Tras recibir la llamada de sus ancestros, Vaiana se lanza a una nueva odisea. Deberá surcar el Pacífico y encontrar la perdida isla de Motufetú. Si logra pisarla, los pueblos de la Polinesia recuperarán el contacto y salvarán su futuro. Ignora que el malvado dios Nalo, cuyo poder sobre el archipiélago creció al romper los vínculos entre las distintas tribus, tratará de impedírselo. Le acompañan tres valientes del poblado que dominan diferentes artes. Durante la peligrosa travesía se reencontrará con Maui. Juntos se enfrentarán a terribles amenazas.
El preámbulo cuenta con el aliciente que supone Simea, la simpática y resuelta hermana de la protagonista; destinada, sin duda, a tener mayor peso en próximas entregas. Además, motiva la aventura que centra el relato con unos vistosos elementos fantásticos. Por otro lado, los improvisados tripulantes que se unen a esta expedición rinden de manera desigual, algunos incluso son totalmente prescindibles.

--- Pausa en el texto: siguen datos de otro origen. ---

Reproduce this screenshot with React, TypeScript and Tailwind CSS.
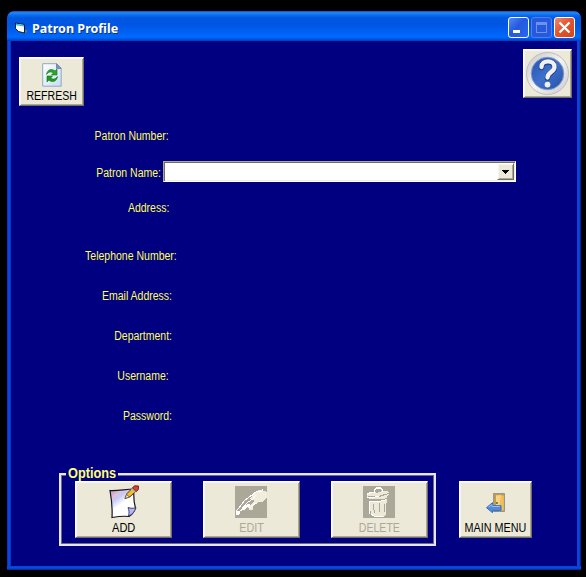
import type { ReactNode } from "react";

function Raised({ className = "", children }: { className?: string; children?: ReactNode }) {
  return (
    <div
      className={`bg-[#ece9d8] border border-t-white border-l-white border-r-[#716f64] border-b-[#716f64] shadow-[inset_1px_1px_0_#f7f5ec,inset_-1px_-1px_0_#aca899] ${className}`}
    >
      {children}
    </div>
  );
}

function FieldRow({ text, className }: { text: string; className: string }) {
  return (
    <div className={`flex justify-end text-[#ffff59] text-[12px] leading-4 h-4 whitespace-nowrap ${className}`}>
      <span className="shrink-0 origin-right scale-x-[.875]">{text}</span>
    </div>
  );
}

function RefreshIcon() {
  return (
    <svg width="20" height="24" viewBox="0 0 20 24" className="block">
      <defs>
        <linearGradient id="sheet" x1="0" y1="0" x2="1" y2="1">
          <stop offset="0" stopColor="#ffffff" />
          <stop offset="1" stopColor="#c7dcf5" />
        </linearGradient>
      </defs>
      <path d="M.7.7h14l4.500 4.500v18H.7z" fill="url(#sheet)" stroke="#92a9c5" />
      <path d="M14.500.7v4.700h4.700z" fill="#8296bd" stroke="#7488ad" />
      <path d="M4.500 11.500C5 6.500 10 5 13 8l2-2v6H9.500l1.800-2C8.500 8 6.500 9 4.500 11.500z" fill="#2ba42b" stroke="#138218" strokeWidth=".6" />
      <path d="M15.500 13.500C15 18.500 10 20 7 17l-2 2v-6h5.500l-1.800 2c2.800 2 4.800 1 6.800-1.500z" fill="#229922" stroke="#0c7611" strokeWidth=".6" />
    </svg>
  );
}

function HelpIcon() {
  return (
    <svg width="45" height="45" viewBox="0 0 45 45" className="block">
      <defs>
        <linearGradient id="ring" x1="0" y1="0" x2="1" y2="1">
          <stop offset="0" stopColor="#c5c5c8" />
          <stop offset=".5" stopColor="#f4f4f5" />
          <stop offset="1" stopColor="#c8c8ca" />
        </linearGradient>
        <linearGradient id="disc" x1="0" y1="0" x2="1" y2="1">
          <stop offset="0" stopColor="#2452b5" />
          <stop offset=".5" stopColor="#3f70cb" />
          <stop offset="1" stopColor="#2450a8" />
        </linearGradient>
      </defs>
      <circle cx="22.500" cy="22.500" r="21" fill="url(#ring)" stroke="#bdbdbe" />
      <circle cx="22.500" cy="22.500" r="16.300" fill="url(#disc)" stroke="#8d9cbd" />
      <path d="M16.500 16.500c0-7.500 13-7.500 13 0 0 5-7 5.200-7 10.500" fill="none" stroke="#1e418d" strokeWidth="5.600" strokeLinecap="round" />
      <path d="M16.500 16c0-7.500 13-7.500 13 0 0 5-7 5.200-7 10.500" fill="none" stroke="#f2f1ef" strokeWidth="4.300" strokeLinecap="round" />
      <circle cx="22.500" cy="33.600" r="2.900" fill="#eeeeef" />
    </svg>
  );
}

function AddIcon() {
  return (
    <svg width="32" height="34" viewBox="0 0 32 34" className="block">
      <defs>
        <linearGradient id="note" x1="0" y1="0" x2=".65" y2="1">
          <stop offset="0" stopColor="#b58bb9" />
          <stop offset=".25" stopColor="#dfc2dc" />
          <stop offset=".36" stopColor="#c4caf6" />
          <stop offset=".58" stopColor="#ffffff" />
        </linearGradient>
      </defs>
      <path d="M2 5.500c7 .5 14-1 24-1.500-.5 7-.5 13 1.500 19-1.500 4-3 6.500-6.500 8.500-6-.8-11 0-17 1C4.500 24 3.500 14 2 5.500z" fill="url(#note)" stroke="#17131c" strokeWidth="1.200" />
      <path d="M20.500 31c1-3 .5-6-.5-8.500 3 1 5 1 8 .2-1.500 4-3.500 6.800-7.500 8.300z" fill="#b6b8f2" stroke="#403c72" />
      <path d="M17 13.500l2-5 6-6 3.500 3.200-6.500 6z" fill="#f8bd25" stroke="#483423" />
      <path d="M17 13.500l1.500-4 3 2.500z" fill="#fae8c2" stroke="#5b493a" strokeWidth=".7" />
      <path d="M24.500 3l2-2.200 4 .2-.3 3.800-2 1.800z" fill="#d74635" stroke="#702718" />
      <path d="M23.300 3.800l4 3.500" stroke="#a5b8c8" strokeWidth="1.500" />
    </svg>
  );
}

function EditIcon() {
  return (
    <svg width="32" height="32" viewBox="0 0 32 32" shapeRendering="crispEdges" className="block -ml-px">
      <path d="M0 0h32v32H0z" fill="#aca899" />
      <path d="M17 10l5-5 2-1h3l1-1v2h2l2 2v4l-2 3-3 2h-3l-3 2-3 2v3l-1 1h-3v-2h-1v-2l3-1 1-2 3-2-2-1-3-1z" fill="#f0eddd" />
      <path d="M21 6L10 14 3 23 1 25v3h3l1-3 8-9 5-3 3-4" fill="none" stroke="#fff" />
      <path d="M2 25h3v3H2zM14 18l-4 1-3 3-2 3 4-1 4-3 2-2z" fill="#fff" />
      <path d="M17 10l4-4 2-1h4l1-2M14 21h2l2-2 3-2" fill="none" stroke="#fff" />
    </svg>
  );
}

function DeleteIcon() {
  return (
    <svg width="32" height="32" viewBox="0 0 32 32" shapeRendering="crispEdges" className="block -ml-px">
      <path d="M0 0h32v32H0z" fill="#aca899" />
      <path d="M4 8l3-2h5l2 1 5-2h5l2 1v3l-2 1v2l-5 1H7l-3-2z" fill="#ece9d8" />
      <path d="M11.500 6V4l2-2h4l2 2v2M4 8.500l3-2h5" fill="none" stroke="#fff" strokeWidth="1.300" />
      <path d="M5 10.500h11l6-2 4-1" fill="none" stroke="#aca899" />
      <path d="M4 11.500h5l7-1" fill="none" stroke="#fff" />
      <path d="M6 16l10-1 8-2-1 8v7l-3 3H11l-3-3-1-6z" fill="#ece9d8" />
      <path d="M6.500 28V16l10-.5 7-2M8 28l3 2h9" stroke="#fff" fill="none" />
      <path d="M10.500 18v6M11.500 24v3M16.500 17v9M21.500 18v8" stroke="#aca899" fill="none" />
    </svg>
  );
}

function DoorIcon() {
  return (
    <svg width="20" height="20" viewBox="0 0 20 20" className="block">
      <path d="M7.500.5h11v18h-11z" fill="#c29e46" stroke="#929792" />
      <path d="M10 2.500h7.800V17l-4.300 1.500L10 16z" fill="#f0bf57" />
      <path d="M10 2.500l5-.5-2 12-3 1z" fill="#f9d485" />
      <path d="M10 9h1.800v2H10z" fill="#68785c" />
      <path d="M.5 14.700l6-5v3H15v5H6.500v2z" fill="#538bda" stroke="#376cb7" />
      <path d="M2.500 14l3.500-2.500v2H14" fill="none" stroke="#92bbf2" />
    </svg>
  );
}

function TitleBar() {
  return (
    <header className="h-[30px] shrink-0 rounded-t-[7px] flex items-center pl-[7px] pr-[6px] bg-[linear-gradient(180deg,#0053d3_0%,#2687f8_6%,#086ff2_13%,#0058df_23%,#0056e3_45%,#0060f3_70%,#006aff_87%,#0055df_94%,#003cb8_100%)]">
      <svg width="14" height="13" viewBox="0 0 14 13" className="mt-[4px] shrink-0">
        <path d="M1.500 1l9 1.500v8.500l-6-1.500-3-3z" fill="#fff" stroke="#061d3d" />
        <path d="M2 2.500l8 1.300" stroke="#36bdbf" strokeWidth="1.500" />
        <path d="M11 7.500l3 1.500-3 2.500z" fill="#66737c" />
      </svg>
      <h1 className="ml-[4px] mt-[3px] font-['Noto_Sans'] text-[13px] leading-4 font-bold text-white origin-left scale-x-[.965] [text-shadow:1px_1px_0_#073587] whitespace-nowrap">Patron Profile</h1>
      <div className="ml-auto mt-[3px] flex gap-[2px]">
        <div className="size-[21px] rounded-[3px] border border-white bg-[linear-gradient(135deg,#5188f8,#2459de_45%,#2767f3)] flex items-end pb-[4px] pl-[4px]">
          <div className="w-[7px] h-[3px] bg-white" />
        </div>
        <div className="size-[21px] rounded-[3px] border border-[#527ff0] bg-[#2659dc] flex items-center justify-center">
          <div className="w-[11px] h-[11px] border border-t-[3px] border-[#6c91ef]" />
        </div>
        <div className="size-[21px] rounded-[3px] border border-white bg-[linear-gradient(135deg,#f08a6a,#e2572f_45%,#d0431f)] flex items-center justify-center">
          <svg width="13" height="13" viewBox="0 0 13 13"><path d="M1.500 1.500l10 10M11.500 1.500l-10 10" stroke="#fff" strokeWidth="2.300" /></svg>
        </div>
      </div>
    </header>
  );
}

export default function App() {
  return (
    <main className="w-[586px] h-[577px] overflow-hidden bg-black pl-[7px] pt-[11px] font-['Liberation_Sans',sans-serif]">
      <section className="w-[574px] h-[559px] flex flex-col rounded-t-[7px] overflow-hidden bg-[#0633c5]">
        <TitleBar />
        <div className="flex-1 min-h-0 bg-[linear-gradient(90deg,#0028a5_0px,#0b45dc_1px,#0847df_3px,#0024a0_4px,#000080_5px,#000080_569px,#0642da_570px,#0a49df_572px,#001b87_574px)]">
          <div className="mx-[4px] h-[525px] bg-[#000080] flex flex-col">
            <div className="flex justify-between pl-[8px] pr-[5px] pt-[8px] h-[87px] shrink-0">
              <Raised className="mt-[8px] w-[65px] h-[49px] flex flex-col items-center pt-[5px]">
                <RefreshIcon />
                <span className="text-[12px] leading-[16px] mt-px text-black scale-x-[.88]">REFRESH</span>
              </Raised>
              <Raised className="w-[49px] h-[49px] flex items-center justify-center">
                <HelpIcon />
              </Raised>
            </div>

            <div className="h-[345px] shrink-0">
              <FieldRow text="Patron Number:" className="w-[158px]" />
              <div className="flex items-center mt-[17px] h-[21px]">
                <FieldRow text="Patron Name:" className="w-[150px] mt-[3px]" />
                <div className="ml-[2px] w-[353px] h-[21px] bg-white border border-t-[#aca899] border-l-[#aca899] border-r-white border-b-white shadow-[inset_1px_1px_0_#716f64,inset_-1px_-1px_0_#f1efe2] flex justify-end p-px">
                  <Raised className="w-[17px] h-[17px] flex items-center justify-center">
                    <svg width="7" height="4" viewBox="0 0 7 4" shapeRendering="crispEdges"><path d="M0 0h7v1H6v1H5v1H4v1H3V3H2V2H1V1H0z" fill="#000" /></svg>
                  </Raised>
                </div>
              </div>
              <FieldRow text="Address:" className="w-[158px] mt-[18px]" />
              <FieldRow text="Telephone Number:" className="w-[166px] mt-[32px]" />
              <FieldRow text="Email Address:" className="w-[161px] mt-[24px]" />
              <FieldRow text="Department:" className="w-[161px] mt-[24px]" />
              <FieldRow text="Username:" className="w-[158px] mt-[24px]" />
              <FieldRow text="Password:" className="w-[161px] mt-[24px]" />
            </div>

            <div className="pl-[48px] flex items-start">
              <div className="relative w-[377px] h-[73px] border-2 border-[#e7e6ee] shadow-[inset_1px_1px_0_#6d6a83,inset_-1px_-1px_0_#6d6a83] flex gap-[31px] pl-[14px] pt-[6px]">
                <span className="absolute left-[5px] top-[-10px] w-[52px] h-4 pl-[2px] leading-4 bg-[#000080] text-[#ffff72] text-[14px] font-bold whitespace-nowrap"><span className="inline-block origin-left scale-x-[.91]">Options</span></span>
                <Raised className="relative w-[97px] h-[57px] flex flex-col items-center pt-[3px]">
                  <AddIcon />
                  <span className="text-[12px] leading-[16px] mt-px text-black scale-x-[.92]">ADD</span>
                </Raised>
                <Raised className="w-[97px] h-[57px] flex flex-col items-center pt-[4px]">
                  <EditIcon />
                  <span className="text-[12px] leading-[16px] mt-[2px] text-[#aca899] scale-x-[.9]">EDIT</span>
                </Raised>
                <Raised className="w-[97px] h-[57px] flex flex-col items-center pt-[4px]">
                  <DeleteIcon />
                  <span className="text-[12px] leading-[16px] mt-[2px] text-[#aca899] scale-x-[.88]">DELETE</span>
                </Raised>
              </div>
              <Raised className="ml-[23px] mt-[8px] w-[73px] h-[57px] flex flex-col items-center pt-[11px]">
                <DoorIcon />
                <span className="text-[12px] leading-[16px] mt-[7px] text-black whitespace-nowrap scale-x-[.9]">MAIN MENU</span>
              </Raised>
            </div>
          </div>
          <div className="h-[4px] bg-[linear-gradient(180deg,#0640cd,#0b4ee0_50%,#001f95)]" />
        </div>
      </section>
    </main>
  );
}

No falta el humor y en ese sentido los mejores momentos los proporcionan los kakamora. Los guionistas, conscientes del potencial cómico que tienen, recuperan la participación de los pequeños cocos vivientes y les dan más minutos. También el despistado gallo Heihei goza de unas breves pero hilarantes intervenciones.
El imprescindible clímax no alcanza unas cotas de inspiración particularmente meritorias. Sin embargo, se cierra con una circunstancia imprevisible que abre la puerta a futuras secuelas. Las posibles dudas al respecto se disipan cuando a mitad de los créditos finales surge la única escena adicional del film, que corrobora esa intención.
Las canciones, en general, quedan por debajo de las que compuso Lin-Manuel Miranda para la anterior. Por el contrario, la música que firma Mark Mancina vuelve a integrar eficazmente los coros y los tonos étnicos en un notable score.